Rojava’daki gelişmeler ve ABD’nin kararından sonra içine girilen arayışlar dünya insanlığını kaygılandırdı. Uluslararası kamuoyu orada nelerin kazanıldığını olası bir durumda nelerin kaybedileceğinin farkında. Bu duruma gösterilen tepkiler Trump’a ve uluslararası güçlere geri adım attırdı. Trump çekilmeyi yavaşlattı ve dün yaptığı açıklamada, “Suriye’den çekilsek bile Kürtleri korumak istediklerini” açıkladı. Aynı gün Fransa Cumhurbaşkanı Macron, Rusya lideri Putin ile yaptığı görüşmede Suriye’de temel önceliklerinin “Kürtleri korumak” olduğuna işaret etti. Türkiye yeniden yönünü Güneyli güçlere çevirdi ve Erdoğan’ın Berhem Salih ile görüşmesinin ana konusunu Rojava oluşturuyor. Salih’in Ankara ziyaretini, ENKS’nin aynı tarihte KDP sitesinde yayınlanan, “Rojava’daki özerk yapılanma dağıtılacak” açıklamasını hatırda tutarak değerlendirmek gerekir. Haliyle bütün bu yaşananlar gerçekten korunan ne olduğu kimin kimi koruduğu sorusunun cevaplandırılmasını mecbur kılıyor.
Bugün tartıştıklarımız bir yanıyla dünya çapında kültleşen popüler dizi Game Of Thrones’un yazarı George RR Martin’in resmettiği dünyaya çok benziyor. İnsanlığın kaderine karar verme gücünde olduğunu ileri süren liderlerin taht oyunları, iktidar oyunları bölgemizde yaşanıyor. Bu acımasız oyunun orta yerinde Kürtler Game Of Thrones’ta Akgezenler olarak resmedilen ölüler ordusu, ölüm ordusu haline gelen IŞİD’i durduran güç konumunda. Kürtler IŞİD’i yenerek dünyayı bir büyük tehlikeden korudu, koruyor. Bunu da yine Macron, 23 Aralık tarihinde Çad ziyaretinde dile getirmiş ve “Dünyanın Kürtlere borçlu olduğunu” söylemişti. Dünya insanlığının savunması artık Rojava’dan başlıyor. O halde Kürtleri korumaktan bahsedenlerin derdi halkları korumak değil, halkların başına bela olduklarını gizlemektir. Trump, Kürtleri korumaktan bahsediyor, Putin, Macron aynı iddiada. Yalanın hakikat olarak pazarlandığı bir dünyada yaşıyoruz. Kısa süre önce Erdoğan bile Kürtleri “PKK ve PYD’nin eline terk etmeyeceklerini” belirterek başka bir “korumayı” gündeme getirmişti. Koruma açıklamaları bir tehdide işaret ettiğine göre; bütün bu dünya devletleri Kürtleri korumaya çalışıyorsa nasıl oluyor bu çağda Kürtler bu büyük tehdit ve tehlikelerle karşı karşıya? O halde bu bilinmez tehdit ve tehlikenin kaynağı ne? Demek ki Kürtlerin, kendisini korumaktan bahsedenlerden korunmaya ihtiyacı var. Buradaki mesele Kürtlerin korunması değil, Kürtlerin ve bölge halklarının başına bela edilen politikaların ortadan kalkmasıdır. Kürtler bugün kendisini korumaktan söz edenlerin yüzyılın başında ülkesini parçalayarak bugünkü duruma mahkum ettiğinin farkında.

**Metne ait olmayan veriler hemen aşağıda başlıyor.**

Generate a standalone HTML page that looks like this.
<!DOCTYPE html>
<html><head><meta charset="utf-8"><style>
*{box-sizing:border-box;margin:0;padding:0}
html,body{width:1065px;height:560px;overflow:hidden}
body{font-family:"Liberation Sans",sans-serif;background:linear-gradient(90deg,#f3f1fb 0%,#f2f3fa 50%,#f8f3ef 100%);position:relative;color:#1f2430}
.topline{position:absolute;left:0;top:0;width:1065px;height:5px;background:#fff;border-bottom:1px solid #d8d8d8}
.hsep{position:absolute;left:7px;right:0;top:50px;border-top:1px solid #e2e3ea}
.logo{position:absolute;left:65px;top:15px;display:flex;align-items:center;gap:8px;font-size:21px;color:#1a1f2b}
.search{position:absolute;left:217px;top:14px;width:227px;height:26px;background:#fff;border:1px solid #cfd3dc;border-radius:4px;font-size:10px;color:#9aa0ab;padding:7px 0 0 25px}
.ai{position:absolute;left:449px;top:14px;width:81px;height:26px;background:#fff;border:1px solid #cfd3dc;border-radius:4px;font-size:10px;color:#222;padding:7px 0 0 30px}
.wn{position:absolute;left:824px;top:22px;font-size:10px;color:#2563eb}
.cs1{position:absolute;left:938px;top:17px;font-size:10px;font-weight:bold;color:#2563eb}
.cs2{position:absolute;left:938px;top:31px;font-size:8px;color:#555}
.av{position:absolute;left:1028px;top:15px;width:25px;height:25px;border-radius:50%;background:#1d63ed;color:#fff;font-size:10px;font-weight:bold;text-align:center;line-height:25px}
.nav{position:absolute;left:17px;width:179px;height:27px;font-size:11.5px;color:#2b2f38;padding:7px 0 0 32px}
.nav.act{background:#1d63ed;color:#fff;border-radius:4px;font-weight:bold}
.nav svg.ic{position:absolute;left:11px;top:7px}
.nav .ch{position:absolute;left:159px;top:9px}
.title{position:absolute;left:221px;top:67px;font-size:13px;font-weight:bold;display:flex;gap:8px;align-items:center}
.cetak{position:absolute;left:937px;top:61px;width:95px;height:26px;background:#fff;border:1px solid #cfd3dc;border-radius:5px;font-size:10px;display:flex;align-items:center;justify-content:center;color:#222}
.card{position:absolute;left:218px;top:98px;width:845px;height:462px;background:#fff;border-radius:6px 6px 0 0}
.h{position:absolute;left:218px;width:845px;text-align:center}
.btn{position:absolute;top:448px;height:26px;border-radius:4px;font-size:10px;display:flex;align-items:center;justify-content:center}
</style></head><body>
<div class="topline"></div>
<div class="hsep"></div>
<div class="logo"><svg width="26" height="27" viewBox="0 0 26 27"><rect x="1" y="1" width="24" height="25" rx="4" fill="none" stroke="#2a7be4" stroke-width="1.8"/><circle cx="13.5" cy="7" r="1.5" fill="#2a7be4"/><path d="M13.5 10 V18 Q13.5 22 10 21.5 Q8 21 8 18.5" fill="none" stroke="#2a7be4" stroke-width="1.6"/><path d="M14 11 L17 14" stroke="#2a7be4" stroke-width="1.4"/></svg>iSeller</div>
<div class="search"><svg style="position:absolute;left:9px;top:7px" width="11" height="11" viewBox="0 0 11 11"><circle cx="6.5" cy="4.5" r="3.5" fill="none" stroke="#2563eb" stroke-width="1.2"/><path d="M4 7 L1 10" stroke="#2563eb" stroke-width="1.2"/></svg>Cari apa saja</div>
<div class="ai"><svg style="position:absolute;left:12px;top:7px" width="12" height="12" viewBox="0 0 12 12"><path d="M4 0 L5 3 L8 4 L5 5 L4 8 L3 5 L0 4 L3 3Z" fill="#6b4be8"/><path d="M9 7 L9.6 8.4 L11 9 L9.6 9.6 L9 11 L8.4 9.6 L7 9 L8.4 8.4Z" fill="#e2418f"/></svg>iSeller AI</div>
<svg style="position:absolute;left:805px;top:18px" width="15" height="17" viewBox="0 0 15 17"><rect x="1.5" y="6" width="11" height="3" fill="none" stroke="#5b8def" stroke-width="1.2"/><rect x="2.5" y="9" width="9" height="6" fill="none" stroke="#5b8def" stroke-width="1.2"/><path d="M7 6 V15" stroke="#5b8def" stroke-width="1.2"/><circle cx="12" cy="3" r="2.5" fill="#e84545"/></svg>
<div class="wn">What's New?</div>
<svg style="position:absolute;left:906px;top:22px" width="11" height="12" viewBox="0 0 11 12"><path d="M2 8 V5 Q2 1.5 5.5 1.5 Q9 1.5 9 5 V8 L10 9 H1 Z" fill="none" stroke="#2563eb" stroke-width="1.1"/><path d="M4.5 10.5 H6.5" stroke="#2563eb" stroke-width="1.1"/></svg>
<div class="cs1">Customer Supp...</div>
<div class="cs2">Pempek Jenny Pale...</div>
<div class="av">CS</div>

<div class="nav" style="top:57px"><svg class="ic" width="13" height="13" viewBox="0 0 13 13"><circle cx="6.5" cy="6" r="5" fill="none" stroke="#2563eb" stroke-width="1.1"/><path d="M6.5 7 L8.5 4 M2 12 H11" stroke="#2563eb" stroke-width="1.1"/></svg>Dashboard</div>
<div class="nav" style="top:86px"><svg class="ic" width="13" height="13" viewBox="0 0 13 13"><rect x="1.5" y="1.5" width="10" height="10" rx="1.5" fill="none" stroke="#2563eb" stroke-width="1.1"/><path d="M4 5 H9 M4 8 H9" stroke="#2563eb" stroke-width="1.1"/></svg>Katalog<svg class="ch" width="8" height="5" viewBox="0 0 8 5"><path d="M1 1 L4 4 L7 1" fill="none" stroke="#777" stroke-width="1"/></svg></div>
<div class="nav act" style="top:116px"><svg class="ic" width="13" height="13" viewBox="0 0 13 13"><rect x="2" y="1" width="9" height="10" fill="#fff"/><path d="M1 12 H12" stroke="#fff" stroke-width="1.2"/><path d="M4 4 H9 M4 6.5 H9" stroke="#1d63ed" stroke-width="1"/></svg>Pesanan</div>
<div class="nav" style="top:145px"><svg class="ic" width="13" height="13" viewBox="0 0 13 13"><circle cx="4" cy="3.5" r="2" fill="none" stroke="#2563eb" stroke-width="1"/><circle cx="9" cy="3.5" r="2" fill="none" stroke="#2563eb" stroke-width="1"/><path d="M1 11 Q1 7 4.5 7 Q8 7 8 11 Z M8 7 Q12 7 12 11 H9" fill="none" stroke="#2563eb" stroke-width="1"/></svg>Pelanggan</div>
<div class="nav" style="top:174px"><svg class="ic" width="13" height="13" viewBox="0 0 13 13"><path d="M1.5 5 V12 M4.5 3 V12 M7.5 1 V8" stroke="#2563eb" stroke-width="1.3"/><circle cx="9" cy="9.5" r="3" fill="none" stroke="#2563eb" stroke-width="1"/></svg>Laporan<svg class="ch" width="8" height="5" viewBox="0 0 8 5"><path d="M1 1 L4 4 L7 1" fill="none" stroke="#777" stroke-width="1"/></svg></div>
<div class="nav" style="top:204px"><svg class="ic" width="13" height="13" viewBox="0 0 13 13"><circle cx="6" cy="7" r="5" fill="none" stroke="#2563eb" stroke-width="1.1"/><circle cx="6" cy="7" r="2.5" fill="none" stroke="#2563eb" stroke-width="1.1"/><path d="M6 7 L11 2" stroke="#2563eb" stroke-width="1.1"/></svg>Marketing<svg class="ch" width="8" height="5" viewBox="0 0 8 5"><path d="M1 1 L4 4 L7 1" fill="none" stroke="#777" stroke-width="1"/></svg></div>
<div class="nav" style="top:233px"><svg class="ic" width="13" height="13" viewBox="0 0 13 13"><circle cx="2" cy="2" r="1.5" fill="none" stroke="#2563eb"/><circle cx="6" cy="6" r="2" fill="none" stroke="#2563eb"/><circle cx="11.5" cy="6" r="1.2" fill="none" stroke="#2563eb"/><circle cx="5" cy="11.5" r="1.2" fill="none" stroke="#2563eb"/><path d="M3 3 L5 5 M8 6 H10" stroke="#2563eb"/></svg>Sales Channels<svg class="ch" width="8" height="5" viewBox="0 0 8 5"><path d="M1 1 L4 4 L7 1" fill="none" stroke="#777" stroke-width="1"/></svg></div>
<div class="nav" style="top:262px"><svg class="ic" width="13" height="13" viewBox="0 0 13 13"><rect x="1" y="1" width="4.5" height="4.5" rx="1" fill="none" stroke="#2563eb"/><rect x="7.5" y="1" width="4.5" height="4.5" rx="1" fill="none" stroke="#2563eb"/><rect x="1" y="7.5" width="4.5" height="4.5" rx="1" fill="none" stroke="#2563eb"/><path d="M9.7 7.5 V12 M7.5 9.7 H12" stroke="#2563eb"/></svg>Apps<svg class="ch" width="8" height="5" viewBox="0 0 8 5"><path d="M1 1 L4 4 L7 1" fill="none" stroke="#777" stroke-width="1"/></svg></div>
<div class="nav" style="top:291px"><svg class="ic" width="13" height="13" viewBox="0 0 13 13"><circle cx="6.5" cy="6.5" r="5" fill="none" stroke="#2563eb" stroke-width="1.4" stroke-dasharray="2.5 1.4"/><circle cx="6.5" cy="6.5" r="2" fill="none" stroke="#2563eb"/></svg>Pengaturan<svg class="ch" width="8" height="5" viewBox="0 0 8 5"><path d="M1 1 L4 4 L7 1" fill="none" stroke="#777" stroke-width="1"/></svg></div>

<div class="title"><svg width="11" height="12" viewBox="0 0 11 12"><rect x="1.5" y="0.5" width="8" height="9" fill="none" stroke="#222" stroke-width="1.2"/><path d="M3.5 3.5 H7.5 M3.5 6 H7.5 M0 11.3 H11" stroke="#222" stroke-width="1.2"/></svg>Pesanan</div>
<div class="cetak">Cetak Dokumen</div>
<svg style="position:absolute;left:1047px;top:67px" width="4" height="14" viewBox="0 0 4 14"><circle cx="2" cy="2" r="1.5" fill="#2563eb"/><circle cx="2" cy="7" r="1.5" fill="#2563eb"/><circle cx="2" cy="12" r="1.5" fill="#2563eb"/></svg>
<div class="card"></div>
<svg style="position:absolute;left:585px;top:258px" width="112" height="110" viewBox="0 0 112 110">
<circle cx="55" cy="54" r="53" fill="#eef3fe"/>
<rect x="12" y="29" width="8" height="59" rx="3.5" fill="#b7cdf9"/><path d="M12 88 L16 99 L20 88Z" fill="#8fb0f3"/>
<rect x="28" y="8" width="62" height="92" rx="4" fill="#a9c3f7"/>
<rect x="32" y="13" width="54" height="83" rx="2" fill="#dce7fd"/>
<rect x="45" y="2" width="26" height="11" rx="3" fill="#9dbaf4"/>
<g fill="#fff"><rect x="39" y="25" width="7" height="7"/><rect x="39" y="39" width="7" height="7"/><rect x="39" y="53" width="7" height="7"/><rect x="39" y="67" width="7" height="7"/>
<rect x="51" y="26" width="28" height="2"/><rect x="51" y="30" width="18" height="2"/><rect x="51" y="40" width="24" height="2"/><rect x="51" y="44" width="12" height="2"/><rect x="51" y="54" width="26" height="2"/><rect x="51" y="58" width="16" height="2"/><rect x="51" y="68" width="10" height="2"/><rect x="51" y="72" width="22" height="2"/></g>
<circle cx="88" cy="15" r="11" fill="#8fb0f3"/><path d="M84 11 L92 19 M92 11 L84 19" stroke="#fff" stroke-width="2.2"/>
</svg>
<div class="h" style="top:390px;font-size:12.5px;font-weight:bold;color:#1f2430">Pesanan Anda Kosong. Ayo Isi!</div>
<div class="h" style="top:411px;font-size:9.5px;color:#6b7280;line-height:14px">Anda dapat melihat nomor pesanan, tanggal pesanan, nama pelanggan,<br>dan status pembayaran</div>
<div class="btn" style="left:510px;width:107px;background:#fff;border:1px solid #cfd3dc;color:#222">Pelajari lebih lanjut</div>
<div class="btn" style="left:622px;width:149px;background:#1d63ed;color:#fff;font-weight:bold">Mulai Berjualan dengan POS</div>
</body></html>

Fakat her şeye rağmen Kürtler bir de dünya realitesini acı tecrübelerle deneyimlediler. Kendi özgüçleriyle ortaya çıkan temel bir güç ve dinamik olarak mevcut dünya ile ilişki geliştirmek durumundalar. Kendi hamlelerini buna göre yapacak tecrübe ve deneyime sahipler. Gelişmeler Kürtlerin büyük tarihi fırsatlar kadar tarihi tehdit ve tehlikelerle karşı karşıya olduklarını gösteriyor. Ancak ne olursa olsun artık Kürt meselesi uluslararası bir realite haline geldi ve bundan geriye dönüş mümkün değil. Bunu da bölge ülkelerinin saldırganlığı, Kürt karşıtlığı ve düşmanlığı yarattı. Kürtler bir sorun olarak dünya gündeminde yer almaktan hoşnut değiller, daha çok alternatif yaşam arayışlarıyla, siyasal modelleriyle görünmek, tartışılmak istiyorlar. “Kürtleri koruma” diye gerçeğin tersyüz edilmesinin bir diğer nedeni de Kürtlerin alternatif yaşam modelini görünmez kılmaya ve onların gücünü küçümsemeye yönelik bir hinliği barındırıyor. Fakat uzun vadede bunların da bir kıymeti harbiyesi yok ve Kürtler, IŞİD denilen Akgezenleri, ölüler ordusunu yendiği gibi yeni yaşamı var etmesini ve bunu başarıya taşımasını da bilecek güçtedir.